SLAA

SLAA

Maandagochtendstraten #8: De Hangjongeren van Heer Halewijn

Olivier Willemsen

Maandagochtendstraten #8: De Hangjongeren van Heer Halewijn

Olivier Willemsen

Ik ging naar Heer Halewijn voor een liedekijn, maar veel muziek zat er niet in het straatje. De Heer Halewijnstraat in Bos en Lommer is een typische maandagochtendstraat. Er is nauwelijks ruimte om iets te laten gebeuren. De straat kent slechts één flatgebouw, met enkele portieken als oploop naar de stapelhuizen en is vernoemd naar vrouwenmoordenaar Halewijn, die in het welbekende Middelnederlandse lied door de gewiekste koningsdochter met zijn eigen zwaard een kopje kleiner werd gemaakt – waarna zijn hoofd tijdens het buffet werd opgediend. Maar waar ridder Halewijn rond de dertiende eeuw een macaber galgenveld bestierde waarover o zo lyrisch werd gezongen en gedicht, runt hij anno 2016 een dodelijk saai straatje in Amsterdam-West, waar enkel uw SLAA-verhalenverteller van dienst nu wat woorden aan wijdt.

Als er al schwung in deze straat zit, dan is dat vooral te danken aan de jongeren die er ’s avonds in de portieken hangen. Om dat gehang vol te kunnen houden, drinken ze energiedrankjes uit blik. Veel meer doen ze niet met hun door de fabrikant beloofde vleugels. Ze zitten voornamelijk apathisch op de trappen en luisteren naar muziek van een bedenkelijke kwaliteit – niet in de laatste plaats omdat die zich uit het speakertje van een smartphone perst. Ook roken de jongeren stickies en laten ze tussentijds hun speeksel, door de zoetheid van de nederwiet in het wangslijmvlies opgewekt, met lange glazige slierten op de treden onder hen druipen. Een schouwspel waar je niet onmiddellijk opgewonden van raakt. Desondanks ben ik een groot fan van hanggroepjongeren. Ze geven me het gevoel dat ik iets zinnigs doe. Zelfs als ik de hele dag naar ze kijk. Ik ben een hanggroupie.

De andere zijde van de Heer Halewijnstraat bestaat uit bakstenen. Het zijn de kale muren van een sporthal en die van een kinderboerderij. Binnen staan geiten, konijnen en andere ongevaarlijke diersoorten aaiklaar opgesteld voor de buurtkinderen.
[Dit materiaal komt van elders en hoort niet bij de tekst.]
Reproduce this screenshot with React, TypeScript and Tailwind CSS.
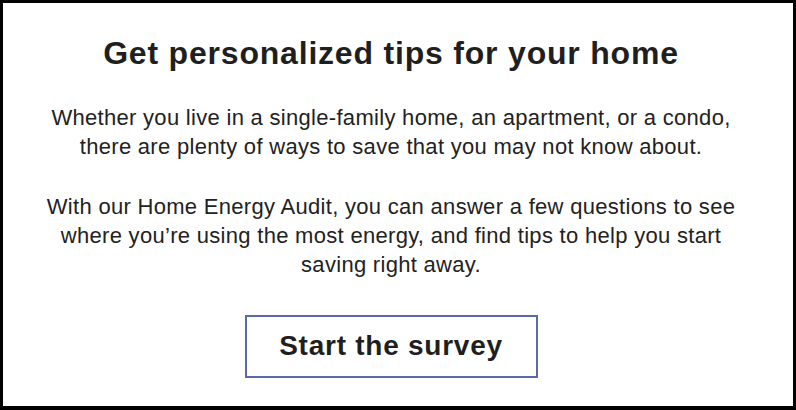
export default function App() {
  return (
    <div
      className="w-[796px] h-[410px] bg-white border-[3px] border-b-[4px] border-black flex flex-col items-center pt-[31px] pr-[14px] text-[#222222]"
      style={{ fontFamily: '"Liberation Sans", Arial, Helvetica, sans-serif' }}
    >
      <h1 className="text-[32px] font-bold leading-[38px] tracking-[0.8px] text-[#1f1f1f] whitespace-nowrap">
        Get personalized tips for your home
      </h1>
      <p className="mt-[32px] text-[22px] leading-[28.7px] tracking-[0.3px] text-center whitespace-nowrap">
        Whether you live in a single-family home, an apartment, or a condo,
        <br />
        there are plenty of ways to save that you may not know about.
      </p>
      <p className="mt-[32px] text-[22px] leading-[28.7px] tracking-[0.3px] text-center whitespace-nowrap">
        With our Home Energy Audit, you can answer a few questions to see
        <br />
        where you’re using the most energy, and find tips to help you start
        <br />
        saving right away.
      </p>
      <button className="mt-[35px] w-[293px] h-[63px] border-2 border-[#5b69a8] bg-white text-[28px] font-bold tracking-[0.75px] text-[#1f1f1f] flex items-center justify-center">
        Start the survey
      </button>
    </div>
  );
}
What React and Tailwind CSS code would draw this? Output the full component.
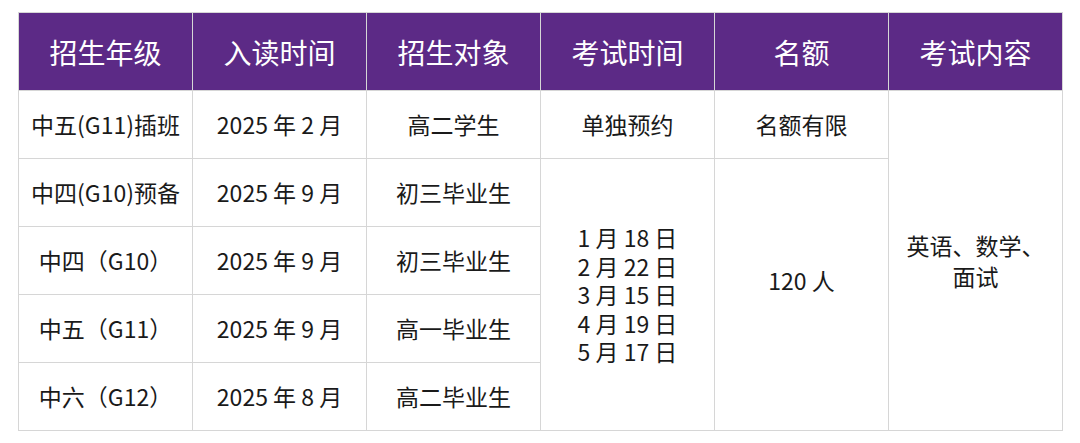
import React from "react";

// 招生信息表
const headers = ["招生年级", "入读时间", "招生对象", "考试时间", "名额", "考试内容"];

const rows = [
  ["中五(G11)插班", "2025 年 2 月", "高二学生"],
  ["中四(G10)预备", "2025 年 9 月", "初三毕业生"],
  ["中四（G10）", "2025 年 9 月", "初三毕业生"],
  ["中五（G11）", "2025 年 9 月", "高一毕业生"],
  ["中六（G12）", "2025 年 8 月", "高二毕业生"],
];

const dates = ["1 月 18 日", "2 月 22 日", "3 月 15 日", "4 月 19 日", "5 月 17 日"];

const cell = "border border-[#d6d6d6] text-center align-middle px-1";

export default function App() {
  return (
    <div
      className="w-[1080px] h-[443px] bg-white pt-[12px] pl-[18px]"
      style={{ fontFamily: '"Noto Sans CJK SC", "Noto Sans", sans-serif' }}
    >
      <table className="border-collapse table-fixed w-[1044px] text-[23px] text-[#1a1a1a]">
        <colgroup>
          {headers.map((h) => (
            <col key={h} className="w-[174px]" />
          ))}
        </colgroup>
        <thead>
          <tr className="h-[78px] bg-[#5c2a86]">
            {headers.map((h) => (
              <th key={h} className={`${cell} text-white font-normal text-[28px]`}>
                {h}
              </th>
            ))}
          </tr>
        </thead>
        <tbody>
          {rows.map((r, i) => (
            <tr key={i} className="h-[68px]">
              <td className={`${cell} whitespace-nowrap`}>{r[0]}</td>
              <td className={cell}>{r[1]}</td>
              <td className={cell}>{r[2]}</td>
              {i === 0 && (
                <>
                  <td className={cell}>单独预约</td>
                  <td className={cell}>名额有限</td>
                  <td rowSpan={5} className={`${cell} leading-[31px] px-3`}>
                    英语、数学、面试
                  </td>
                </>
              )}
              {i === 1 && (
                <>
                  <td rowSpan={4} className={`${cell} leading-[28.5px]`}>
                    {dates.map((d) => (
                      <div key={d}>{d}</div>
                    ))}
                  </td>
                  <td rowSpan={4} className={`${cell} pb-[28px]`}>120 人</td>
                </>
              )}
            </tr>
          ))}
        </tbody>
      </table>
    </div>
  );
}
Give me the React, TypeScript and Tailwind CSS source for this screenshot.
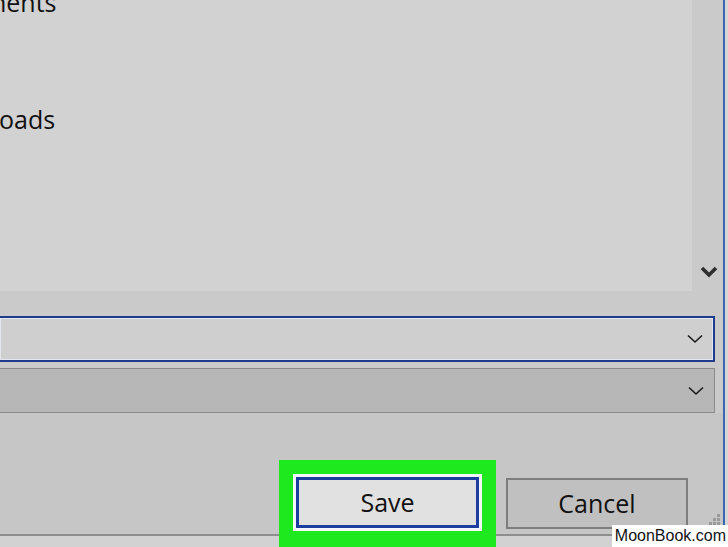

En in de sporthal, op een vloer met een kleurrijk lijnenspel als op de metrokaart van New York, worden pingpongtafels klaargezet voor de oudjes. Een voorbijganger vertelt dat er vanavond ‘competitie wordt gespeeld’. In een speeltuintje naast de kinderboerderij gebruiken jonge kinderen hun gewicht om de veer van een wipkip heen en weer te laten gaan. Ook wordt er geschommeld om het klotsende plezier van de baarmoeder te herbeleven. De ouders houden hun kroost in de speeltuin in de gaten door zo nu en dan op te kijken van het schermpje van hun telefoon. Enkele kinderen zullen over een jaar of tien de oversteek naar de portieken aan de overzijde maken.

Het uiteinde van de straat kijkt uit op het Erasmuspark. Daar staat een witmarmeren ijsbeer. Het forse standbeelddier, een kunstwerk, heet Orso en heeft de rug naar de Heer Halewijnstraat gekeerd. Alles hierboven speelt zich achter de beer af. Die houdt alleen de zotheid in het park in de gaten. Misschien als-ie zich om zou draaien en het eens stevig op een brullen zou zetten, dat de beer de hangjongeren voorgoed uit de portieken kan verjagen. Maar vooralsnog is alleen de kou daartoe in staat. Een buurtbewoner heeft er echter weinig last van. ‘Soms helpen ze mijn boodschappen mee naar boven te dragen.’ Een ander ergert zich aan de fluimen op de trap en het afval. ‘Het is altijd hetzelfde liedje,’ moppert hij. En zo klinkt er vandaag in de Amsterdamse Heer Halewijn toch nog een liedekijn.